Inflation is declining in the US, which could raise concerns with the Federal Reserve

The credit squeeze in China as of last week is likely to affect growth negatively

This flight to safety could create the trend back into gold as the price drops to more attractive levels (from the rising dollar) and the deteriorating fundamentals start to push the Federal Reserve back into their dovish frame of mind. This will also pull interest rates back from the recent highs, causing the opportunity costs of holding gold to decline (not to mention the Treasury bond has shown that it is far from a safe haven as of late). The resumption of stimulus by the Fed could be accompanied by Europe after German elections in September, and China may move to keep the economy above the 7% rate.

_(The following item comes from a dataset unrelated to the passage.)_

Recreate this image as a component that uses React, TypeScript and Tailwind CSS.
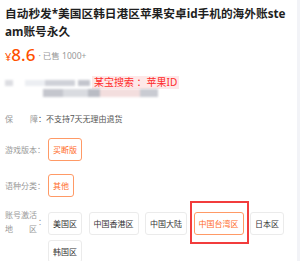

Euro zone countries could continue their decline and Gold could stage a comeback

I would recommend playing this trend in a variety of ways, one could be to buy gold in euro denomination, but this could detract from the separation of the two plays and produce a lot of volatility in the near term. I would recommend shorting European banks and ETFs such as (FEZ), or go straight for the potential problem regions with shorting ETFs such as (EWP) and (EWI) to get the downside potential of Spain and Italy. As these shorts start to produce profits and gold starts to increase in price on the potential that the Fed may jump back into the stimulus game once again through QE4 or the continuation of QE3, you should look to purchase gold ETFs such as (GLD) or (IAU). I would also recommend looking into gold miners so long as they are well managed and pay a dividend. Agnico-Eagle Mines (AEM) is one that I would recommend; it has good cash flows, mines in safe places and produces a yield of over 3% still better than the 10yr.